The new elections are going to be in 2007 I am pretty sure. I bet you he will be gone after. He is awful. Welcome to the forums. Yay another Georgian!


----------



## Xusein (Sep 27, 2005)

Hartford? Let me start...

- The crime rate is very high, the highest in the state and probably highest in New England. Gangs, drugs, beatings, domestic disputes, always on the evening news. It has been improving, and it isn't as bad as the early 1990s..but still too high

- Too damn expensive. Property taxes are some of the highest in the state, too much taxes on anything! Housing prices have more than doubled since 2000. Ten years ago, it was possible to buy a 3 family house for 50k! Now, that same house is probably 300k...

- Too cold and unpredictable! Even though there is nothing to do about it. Northeastern weather (except for May-Sept) is dreary, cold, cloudy, wet, and snowy. One week you could see snow falling and the other week, it'll be like 25C.

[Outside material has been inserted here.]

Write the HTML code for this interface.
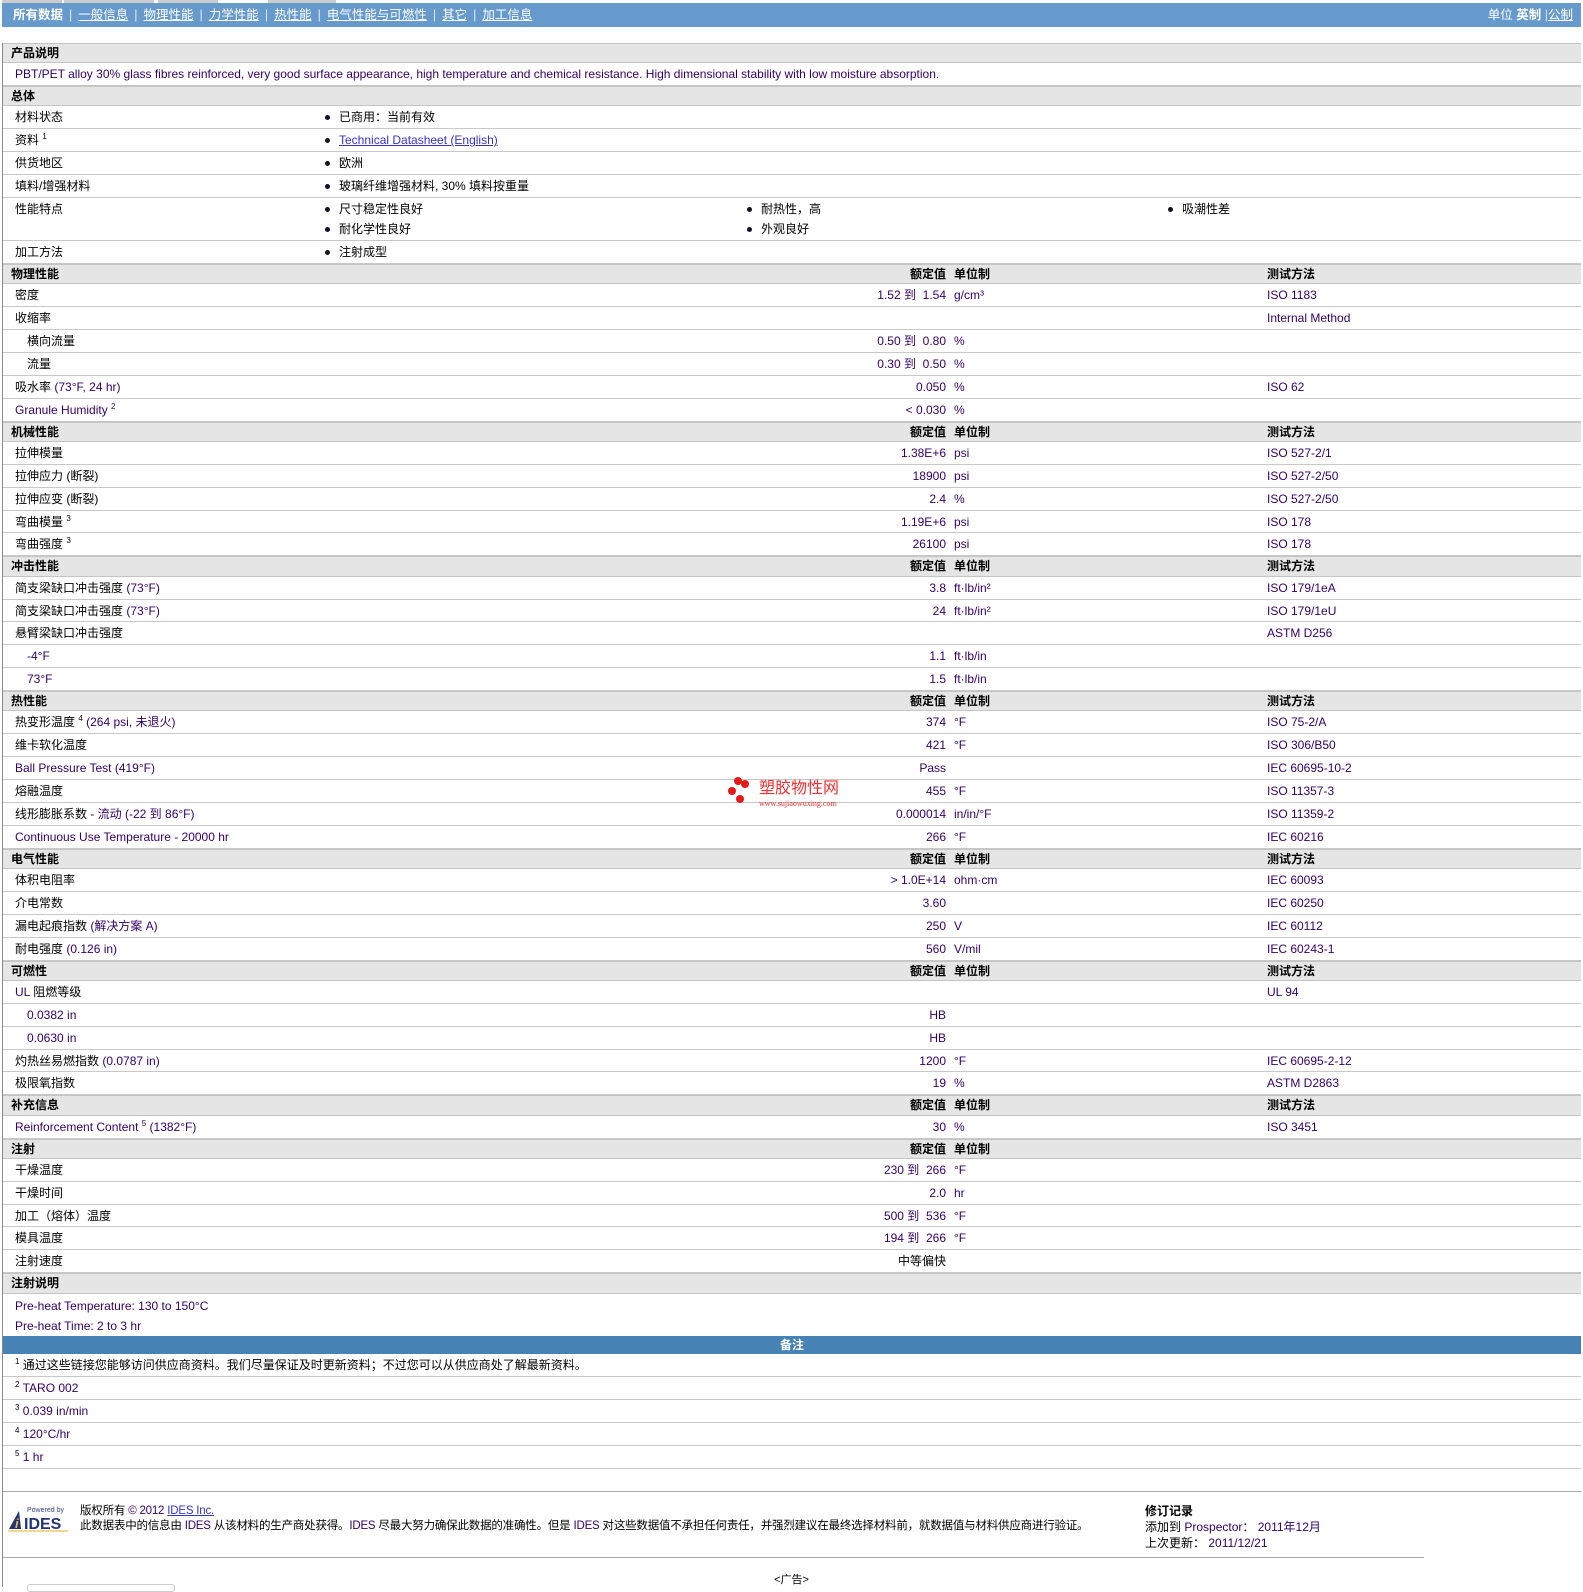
<!DOCTYPE html>
<html><head><meta charset="utf-8">
<style>
*{margin:0;padding:0;box-sizing:border-box}
body{width:1583px;height:1589px;background:#fff;font-family:"Liberation Sans","Noto Sans CJK SC",sans-serif;font-size:12px;color:#000;position:relative;overflow:hidden}
.nav{position:absolute;left:2px;top:3px;width:1579px;height:24px;background:#6699cc;color:#fff;font-size:12.5px;line-height:24px}
.nav a{color:#fff;text-decoration:underline}
.nav .s{margin:0 6px;opacity:.8}
.tabs{position:absolute;top:0;height:3px;background:#ccc}
#c{position:absolute;left:2px;top:43px;width:1579px;border-left:1px solid #888}
.r{position:relative;height:22.9px;border-bottom:1px solid #c8c8c8;line-height:22px}
.h{position:relative;height:20.3px;background:#e5e5e5;border-top:1px solid #c4c4c4;border-bottom:1px solid #c4c4c4;font-weight:bold;font-size:12px;line-height:18px}
.h .t{position:absolute;left:8px}
.h .a{position:absolute;right:calc(1579px - 944px);}
.h .b{position:absolute;left:951px}
.h .m{position:absolute;left:1264px}
.l{position:absolute;left:12px;white-space:nowrap}
.l2{position:absolute;left:24px;white-space:nowrap}
.p{color:#330066}
.v{position:absolute;right:calc(1579px - 944px);color:#330066;white-space:nowrap}
.u{position:absolute;left:951px;color:#330066;white-space:nowrap}
.m{position:absolute;left:1264px;color:#330066;white-space:nowrap}
.bl{position:absolute;white-space:nowrap}
.bl:before{content:"";position:absolute;left:-14px;top:9px;width:5px;height:5px;border-radius:50%;background:#112}
sup{font-size:8px;vertical-align:baseline;position:relative;top:-5px;line-height:0}
.lk{color:#3333cc;text-decoration:underline}
</style></head><body>
<div class="tabs" style="left:2px;width:60px"></div><div class="tabs" style="left:64px;width:90px"></div><div class="tabs" style="left:158px;width:60px"></div><div class="tabs" style="left:268px;width:68px"></div>
<div class="nav"><span style="position:absolute;left:11px"><b>所有数据</b><span class="s">|</span><a>一般信息</a><span class="s">|</span><a>物理性能</a><span class="s">|</span><a>力学性能</a><span class="s">|</span><a>热性能</a><span class="s">|</span><a>电气性能与可燃性</a><span class="s">|</span><a>其它</a><span class="s">|</span><a>加工信息</a></span>
<span style="position:absolute;right:8px">单位 <b>英制</b> <span style="opacity:.7">|</span><a>公制</a></span></div>
<div id="c">
<div class="h"><span class="t">产品说明</span></div>
<div class="r"><span class="l p">PBT/PET alloy 30% glass fibres reinforced, very good surface appearance, high temperature and chemical resistance. High dimensional stability with low moisture absorption.</span></div>
<div class="h"><span class="t">总体</span></div>
<div class="r"><span class="l">材料状态</span><span class="bl" style="left:336px">已商用：当前有效</span></div>
<div class="r"><span class="l">资料 <sup>1</sup></span><span class="bl lk" style="left:336px">Technical Datasheet (English)</span></div>
<div class="r"><span class="l">供货地区</span><span class="bl" style="left:336px">欧洲</span></div>
<div class="r"><span class="l">填料/增强材料</span><span class="bl" style="left:336px">玻璃纤维增强材料, 30% 填料按重量</span></div>
<div class="r" style="height:43px"><span class="l" style="top:0">性能特点</span>
<span class="bl" style="left:336px;top:0">尺寸稳定性良好</span><span class="bl" style="left:336px;top:20px">耐化学性良好</span>
<span class="bl" style="left:758px;top:0">耐热性，高</span><span class="bl" style="left:758px;top:20px">外观良好</span>
<span class="bl" style="left:1179px;top:0">吸潮性差</span></div>
<div class="r"><span class="l">加工方法</span><span class="bl" style="left:336px">注射成型</span></div>

<div class="h"><span class="t">物理性能</span><span class="a">额定值</span><span class="b">单位制</span><span class="m" style="color:#000">测试方法</span></div>
<div class="r"><span class="l">密度</span><span class="v">1.52 到 &nbsp;1.54</span><span class="u">g/cm³</span><span class="m">ISO 1183</span></div>
<div class="r"><span class="l">收缩率</span><span class="m">Internal Method</span></div>
<div class="r"><span class="l2">横向流量</span><span class="v">0.50 到 &nbsp;0.80</span><span class="u">%</span></div>
<div class="r"><span class="l2">流量</span><span class="v">0.30 到 &nbsp;0.50</span><span class="u">%</span></div>
<div class="r"><span class="l">吸水率 <span class="p">(73°F, 24 hr)</span></span><span class="v">0.050</span><span class="u">%</span><span class="m">ISO 62</span></div>
<div class="r"><span class="l p">Granule Humidity <sup>2</sup></span><span class="v">&lt; 0.030</span><span class="u">%</span></div>

<div class="h"><span class="t">机械性能</span><span class="a">额定值</span><span class="b">单位制</span><span class="m" style="color:#000">测试方法</span></div>
<div class="r"><span class="l">拉伸模量</span><span class="v">1.38E+6</span><span class="u">psi</span><span class="m">ISO 527-2/1</span></div>
<div class="r"><span class="l">拉伸应力 (断裂)</span><span class="v">18900</span><span class="u">psi</span><span class="m">ISO 527-2/50</span></div>
<div class="r"><span class="l">拉伸应变 (断裂)</span><span class="v">2.4</span><span class="u">%</span><span class="m">ISO 527-2/50</span></div>
<div class="r"><span class="l">弯曲模量 <sup>3</sup></span><span class="v">1.19E+6</span><span class="u">psi</span><span class="m">ISO 178</span></div>
<div class="r"><span class="l">弯曲强度 <sup>3</sup></span><span class="v">26100</span><span class="u">psi</span><span class="m">ISO 178</span></div>

<div class="h"><span class="t">冲击性能</span><span class="a">额定值</span><span class="b">单位制</span><span class="m" style="color:#000">测试方法</span></div>
<div class="r"><span class="l">简支梁缺口冲击强度 <span class="p">(73°F)</span></span><span class="v">3.8</span><span class="u">ft·lb/in²</span><span class="m">ISO 179/1eA</span></div>
<div class="r"><span class="l">简支梁缺口冲击强度 <span class="p">(73°F)</span></span><span class="v">24</span><span class="u">ft·lb/in²</span><span class="m">ISO 179/1eU</span></div>
<div class="r"><span class="l">悬臂梁缺口冲击强度</span><span class="m">ASTM D256</span></div>
<div class="r"><span class="l2 p">-4°F</span><span class="v">1.1</span><span class="u">ft·lb/in</span></div>
<div class="r"><span class="l2 p">73°F</span><span class="v">1.5</span><span class="u">ft·lb/in</span></div>

<div class="h"><span class="t">热性能</span><span class="a">额定值</span><span class="b">单位制</span><span class="m" style="color:#000">测试方法</span></div>
<div class="r"><span class="l">热变形温度 <sup>4</sup> <span class="p">(264 psi, 未退火)</span></span><span class="v">374</span><span class="u">°F</span><span class="m">ISO 75-2/A</span></div>
<div class="r"><span class="l">维卡软化温度</span><span class="v">421</span><span class="u">°F</span><span class="m">ISO 306/B50</span></div>
<div class="r"><span class="l p">Ball Pressure Test (419°F)</span><span class="v">Pass</span><span class="m">IEC 60695-10-2</span></div>
<div class="r"><span class="l">熔融温度</span><span class="v">455</span><span class="u">°F</span><span class="m">ISO 11357-3</span></div>
<div class="r"><span class="l">线形膨胀系数 <span class="p">- 流动 (-22 到 86°F)</span></span><span class="v">0.000014</span><span class="u">in/in/°F</span><span class="m">ISO 11359-2</span></div>
<div class="r"><span class="l p">Continuous Use Temperature - 20000 hr</span><span class="v">266</span><span class="u">°F</span><span class="m">IEC 60216</span></div>

<div class="h"><span class="t">电气性能</span><span class="a">额定值</span><span class="b">单位制</span><span class="m" style="color:#000">测试方法</span></div>
<div class="r"><span class="l">体积电阻率</span><span class="v">&gt; 1.0E+14</span><span class="u">ohm·cm</span><span class="m">IEC 60093</span></div>
<div class="r"><span class="l">介电常数</span><span class="v">3.60</span><span class="m">IEC 60250</span></div>
<div class="r"><span class="l">漏电起痕指数 <span class="p">(解决方案 A)</span></span><span class="v">250</span><span class="u">V</span><span class="m">IEC 60112</span></div>
<div class="r"><span class="l">耐电强度 <span class="p">(0.126 in)</span></span><span class="v">560</span><span class="u">V/mil</span><span class="m">IEC 60243-1</span></div>

<div class="h"><span class="t">可燃性</span><span class="a">额定值</span><span class="b">单位制</span><span class="m" style="color:#000">测试方法</span></div>
<div class="r"><span class="l"><span class="p">UL</span> 阻燃等级</span><span class="m">UL 94</span></div>
<div class="r"><span class="l2 p">0.0382 in</span><span class="v">HB</span></div>
<div class="r"><span class="l2 p">0.0630 in</span><span class="v">HB</span></div>
<div class="r"><span class="l">灼热丝易燃指数 <span class="p">(0.0787 in)</span></span><span class="v">1200</span><span class="u">°F</span><span class="m">IEC 60695-2-12</span></div>
<div class="r"><span class="l">极限氧指数</span><span class="v">19</span><span class="u">%</span><span class="m">ASTM D2863</span></div>

<div class="h"><span class="t">补充信息</span><span class="a">额定值</span><span class="b">单位制</span><span class="m" style="color:#000">测试方法</span></div>
<div class="r"><span class="l p">Reinforcement Content <sup>5</sup> (1382°F)</span><span class="v">30</span><span class="u">%</span><span class="m">ISO 3451</span></div>

<div class="h"><span class="t">注射</span><span class="a">额定值</span><span class="b">单位制</span></div>
<div class="r"><span class="l">干燥温度</span><span class="v">230 到 &nbsp;266</span><span class="u">°F</span></div>
<div class="r"><span class="l">干燥时间</span><span class="v">2.0</span><span class="u">hr</span></div>
<div class="r"><span class="l">加工（熔体）温度</span><span class="v">500 到 &nbsp;536</span><span class="u">°F</span></div>
<div class="r"><span class="l">模具温度</span><span class="v">194 到 &nbsp;266</span><span class="u">°F</span></div>
<div class="r"><span class="l">注射速度</span><span class="v" style="color:#000">中等偏快</span></div>

<div class="h"><span class="t">注射说明</span></div>
<div style="position:relative;height:42.7px"><span class="l p" style="top:2px;line-height:20px">Pre-heat Temperature: 130 to 150°C<br>Pre-heat Time: 2 to 3 hr</span></div>
<div style="height:18px;background:#4682b4;color:#fff;font-weight:bold;font-size:12px;text-align:center;line-height:18px">备注</div>
<div class="r" style="height:23px"><span class="l"><sup>1</sup> 通过这些链接您能够访问供应商资料。我们尽量保证及时更新资料；不过您可以从供应商处了解最新资料。</span></div>
<div class="r" style="height:23px"><span class="l"><sup>2</sup> <span class="p">TARO 002</span></span></div>
<div class="r" style="height:23px"><span class="l"><sup>3</sup> <span class="p">0.039 in/min</span></span></div>
<div class="r" style="height:23px"><span class="l"><sup>4</sup> <span class="p">120°C/hr</span></span></div>
<div class="r" style="height:23px"><span class="l"><sup>5</sup> <span class="p">1 hr</span></span></div>
<div style="height:23px;border-bottom:1px solid #aaa"></div>
<div style="height:66px;position:relative;border-bottom:1px solid #aaa;width:1421px"></div>
<div style="height:29px"></div>
</div>

<svg style="position:absolute;left:7px;top:1505px" width="62" height="28" viewBox="0 0 62 28">
<text x="20" y="7" font-family="Liberation Sans" font-size="7" fill="#334488">Powered by</text>
<polygon points="2,24 12,6 14,24" fill="#223377"/>
<text x="8" y="23" font-family="Liberation Sans" font-size="13" font-weight="bold" font-style="italic" fill="#e8c040">i</text>
<text x="17" y="24" font-family="Liberation Sans" font-size="16" font-weight="bold" fill="#223377">IDES</text>
<rect x="1" y="25" width="60" height="2" fill="#f0d890"/>
</svg>
<div style="position:absolute;left:80px;top:1504px;line-height:15px;font-size:11.5px;letter-spacing:-0.2px;white-space:nowrap">版权所有 <span class="p">© 2012</span> <span class="lk">IDES Inc.</span><br>此数据表中的信息由 <span class="p">IDES</span> 从该材料的生产商处获得。<span class="p">IDES</span> 尽最大努力确保此数据的准确性。但是 <span class="p">IDES</span> 对这些数据值不承担任何责任，并强烈建议在最终选择材料前，就数据值与材料供应商进行验证。</div>
<div style="position:absolute;left:1145px;top:1503px;line-height:16px;font-size:12px"><b>修订记录</b><br>添加到 <span class="p">Prospector</span>： <span class="p">2011年12月</span><br>上次更新： <span class="p">2011/12/21</span></div>
<div style="position:absolute;left:0;width:1583px;top:1571px;text-align:center;font-size:11px">&lt;广告&gt;</div>
<div style="position:absolute;left:27px;top:1584px;width:148px;height:8px;border:1px solid #ccc;border-radius:3px"></div>

<div style="position:absolute;left:728px;top:777px;width:20px;height:30px">
<div style="position:absolute;left:6px;top:0;width:8px;height:8px;border-radius:50%;background:#e81818"></div>
<div style="position:absolute;left:13px;top:3px;width:8px;height:8px;border-radius:50%;background:#e81818"></div>
<div style="position:absolute;left:0;top:10px;width:8px;height:8px;border-radius:50%;background:#e81818"></div>
<div style="position:absolute;left:8px;top:18px;width:8px;height:8px;border-radius:50%;background:#e81818"></div>
</div>
<div style="position:absolute;left:759px;top:780px;color:#ee3030;font-size:16px;line-height:18px">塑胶物性网</div>
<div style="position:absolute;left:759px;top:799px;color:#ee3030;font-size:8px;font-family:'Liberation Serif',serif">www.sujiaowuxing.com</div>
</body></html>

- Sprawl is unbelievable. Only 1/10 of people living in the metropolitan area actually live in Hartford itself. If you go down any highway from any direction, you'll see the immense suburban office parks, malls, mcmansions...the metro is controlled by the suburbs...

Also, the economy isn't that hot. Even though the salaries are high, it's too hard to find jobs around here.


----------



## Juan Kerr (Apr 23, 2006)

miamicanes said:


> If there's a god, maybe Kroger will end up buying Winn Dixie or something and give Publix some real competition.
> 
> I still remember the summer I spent living in Plano, Texas. Every time I went to the Kroger there, I felt like a Soviet-era consumer setting foot in a huge suburban American superstore for the first time. They had too many cashiers to count, at least a half-dozen of which were still open and manned at 10pm. I think they even had a policy of giving you $5 off your order if more than 3 people were in line in front of you and they didn't open a new register within 90 seconds (or something like that).
> 
> ...


Publix really has NO competition and it stinks! In the UK city I lived in, there were at least 5 decent supermarket chains that would all give Publix a run for their money. I've never been to a Kroger supermarket, but I'm sure they're good. They could do with a Safeway down here, or SOMETHING. I'm really tired of going to Publix, to tell you the truth.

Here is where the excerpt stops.